Stated goal
Write the listing below out again exactly, dropping the images.

Data lines
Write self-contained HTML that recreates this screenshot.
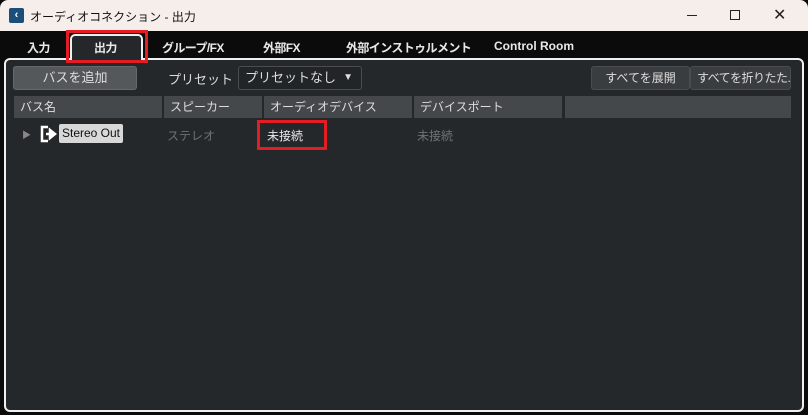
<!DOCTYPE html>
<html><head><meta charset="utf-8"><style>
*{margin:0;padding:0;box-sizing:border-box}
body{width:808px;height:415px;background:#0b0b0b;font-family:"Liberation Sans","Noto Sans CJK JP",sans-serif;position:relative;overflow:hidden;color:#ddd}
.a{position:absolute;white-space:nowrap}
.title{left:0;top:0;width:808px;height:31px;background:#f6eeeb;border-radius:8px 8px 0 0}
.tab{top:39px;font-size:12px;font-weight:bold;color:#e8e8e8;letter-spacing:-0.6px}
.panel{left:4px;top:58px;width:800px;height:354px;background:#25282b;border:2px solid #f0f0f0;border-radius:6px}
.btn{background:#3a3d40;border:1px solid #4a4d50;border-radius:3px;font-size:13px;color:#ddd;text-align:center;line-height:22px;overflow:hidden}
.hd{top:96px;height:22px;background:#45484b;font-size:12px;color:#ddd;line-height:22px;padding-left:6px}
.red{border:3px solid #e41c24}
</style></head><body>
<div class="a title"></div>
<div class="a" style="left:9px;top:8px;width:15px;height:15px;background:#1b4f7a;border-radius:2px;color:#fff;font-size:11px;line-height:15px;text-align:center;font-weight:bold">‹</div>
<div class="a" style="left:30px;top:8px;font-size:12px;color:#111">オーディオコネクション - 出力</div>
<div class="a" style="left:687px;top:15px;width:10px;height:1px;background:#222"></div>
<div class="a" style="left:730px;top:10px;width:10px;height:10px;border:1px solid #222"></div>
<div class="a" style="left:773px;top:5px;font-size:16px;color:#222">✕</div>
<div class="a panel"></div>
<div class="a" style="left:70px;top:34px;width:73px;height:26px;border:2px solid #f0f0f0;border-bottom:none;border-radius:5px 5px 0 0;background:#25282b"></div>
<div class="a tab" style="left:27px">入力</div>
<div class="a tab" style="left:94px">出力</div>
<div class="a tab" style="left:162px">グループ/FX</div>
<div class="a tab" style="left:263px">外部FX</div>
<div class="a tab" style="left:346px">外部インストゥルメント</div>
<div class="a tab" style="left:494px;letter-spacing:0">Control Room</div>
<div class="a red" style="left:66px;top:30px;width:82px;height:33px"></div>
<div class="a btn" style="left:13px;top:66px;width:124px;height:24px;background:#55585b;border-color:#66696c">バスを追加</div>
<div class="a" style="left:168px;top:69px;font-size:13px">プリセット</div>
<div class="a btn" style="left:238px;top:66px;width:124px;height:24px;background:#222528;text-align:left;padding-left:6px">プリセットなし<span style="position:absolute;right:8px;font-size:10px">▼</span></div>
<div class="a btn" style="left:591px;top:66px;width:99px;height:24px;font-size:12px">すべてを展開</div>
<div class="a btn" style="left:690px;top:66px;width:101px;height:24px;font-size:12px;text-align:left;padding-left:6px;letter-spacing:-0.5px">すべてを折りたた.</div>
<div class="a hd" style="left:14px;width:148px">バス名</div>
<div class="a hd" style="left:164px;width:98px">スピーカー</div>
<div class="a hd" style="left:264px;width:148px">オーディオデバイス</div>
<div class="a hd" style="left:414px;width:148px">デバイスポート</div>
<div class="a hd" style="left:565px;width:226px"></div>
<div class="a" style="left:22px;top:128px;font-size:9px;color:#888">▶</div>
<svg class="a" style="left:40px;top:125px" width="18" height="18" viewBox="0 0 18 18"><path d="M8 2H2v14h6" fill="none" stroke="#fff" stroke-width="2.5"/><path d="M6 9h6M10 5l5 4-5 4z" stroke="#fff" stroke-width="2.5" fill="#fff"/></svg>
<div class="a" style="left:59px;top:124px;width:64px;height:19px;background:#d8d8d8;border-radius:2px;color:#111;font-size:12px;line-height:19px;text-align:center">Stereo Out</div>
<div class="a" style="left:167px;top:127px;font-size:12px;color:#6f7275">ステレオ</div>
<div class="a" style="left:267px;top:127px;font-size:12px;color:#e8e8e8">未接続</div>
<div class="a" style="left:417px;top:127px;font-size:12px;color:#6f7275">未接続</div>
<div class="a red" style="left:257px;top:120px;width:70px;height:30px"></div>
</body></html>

Response to the exercise
Write self-contained HTML that recreates this screenshot.
<!DOCTYPE html>
<html><head><meta charset="utf-8"><style>
*{margin:0;padding:0;box-sizing:border-box}
body{width:808px;height:415px;background:#0b0b0b;font-family:"Liberation Sans","Noto Sans CJK JP",sans-serif;position:relative;overflow:hidden;color:#ddd}
.a{position:absolute;white-space:nowrap}
.title{left:0;top:0;width:808px;height:31px;background:#f6eeeb;border-radius:8px 8px 0 0}
.tab{top:39px;font-size:12px;font-weight:bold;color:#e8e8e8;letter-spacing:-0.6px}
.panel{left:4px;top:58px;width:800px;height:354px;background:#25282b;border:2px solid #f0f0f0;border-radius:6px}
.btn{background:#3a3d40;border:1px solid #4a4d50;border-radius:3px;font-size:13px;color:#ddd;text-align:center;line-height:22px;overflow:hidden}
.hd{top:96px;height:22px;background:#45484b;font-size:12px;color:#ddd;line-height:22px;padding-left:6px}
.red{border:3px solid #e41c24}
</style></head><body>
<div class="a title"></div>
<div class="a" style="left:9px;top:8px;width:15px;height:15px;background:#1b4f7a;border-radius:2px;color:#fff;font-size:11px;line-height:15px;text-align:center;font-weight:bold">‹</div>
<div class="a" style="left:30px;top:8px;font-size:12px;color:#111">オーディオコネクション - 出力</div>
<div class="a" style="left:687px;top:15px;width:10px;height:1px;background:#222"></div>
<div class="a" style="left:730px;top:10px;width:10px;height:10px;border:1px solid #222"></div>
<div class="a" style="left:773px;top:5px;font-size:16px;color:#222">✕</div>
<div class="a panel"></div>
<div class="a" style="left:70px;top:34px;width:73px;height:26px;border:2px solid #f0f0f0;border-bottom:none;border-radius:5px 5px 0 0;background:#25282b"></div>
<div class="a tab" style="left:27px">入力</div>
<div class="a tab" style="left:94px">出力</div>
<div class="a tab" style="left:162px">グループ/FX</div>
<div class="a tab" style="left:263px">外部FX</div>
<div class="a tab" style="left:346px">外部インストゥルメント</div>
<div class="a tab" style="left:494px;letter-spacing:0">Control Room</div>
<div class="a red" style="left:66px;top:30px;width:82px;height:33px"></div>
<div class="a btn" style="left:13px;top:66px;width:124px;height:24px;background:#55585b;border-color:#66696c">バスを追加</div>
<div class="a" style="left:168px;top:69px;font-size:13px">プリセット</div>
<div class="a btn" style="left:238px;top:66px;width:124px;height:24px;background:#222528;text-align:left;padding-left:6px">プリセットなし<span style="position:absolute;right:8px;font-size:10px">▼</span></div>
<div class="a btn" style="left:591px;top:66px;width:99px;height:24px;font-size:12px">すべてを展開</div>
<div class="a btn" style="left:690px;top:66px;width:101px;height:24px;font-size:12px;text-align:left;padding-left:6px;letter-spacing:-0.5px">すべてを折りたた.</div>
<div class="a hd" style="left:14px;width:148px">バス名</div>
<div class="a hd" style="left:164px;width:98px">スピーカー</div>
<div class="a hd" style="left:264px;width:148px">オーディオデバイス</div>
<div class="a hd" style="left:414px;width:148px">デバイスポート</div>
<div class="a hd" style="left:565px;width:226px"></div>
<div class="a" style="left:22px;top:128px;font-size:9px;color:#888">▶</div>
<svg class="a" style="left:40px;top:125px" width="18" height="18" viewBox="0 0 18 18"><path d="M8 2H2v14h6" fill="none" stroke="#fff" stroke-width="2.5"/><path d="M6 9h6M10 5l5 4-5 4z" stroke="#fff" stroke-width="2.5" fill="#fff"/></svg>
<div class="a" style="left:59px;top:124px;width:64px;height:19px;background:#d8d8d8;border-radius:2px;color:#111;font-size:12px;line-height:19px;text-align:center">Stereo Out</div>
<div class="a" style="left:167px;top:127px;font-size:12px;color:#6f7275">ステレオ</div>
<div class="a" style="left:267px;top:127px;font-size:12px;color:#e8e8e8">未接続</div>
<div class="a" style="left:417px;top:127px;font-size:12px;color:#6f7275">未接続</div>
<div class="a red" style="left:257px;top:120px;width:70px;height:30px"></div>
</body></html>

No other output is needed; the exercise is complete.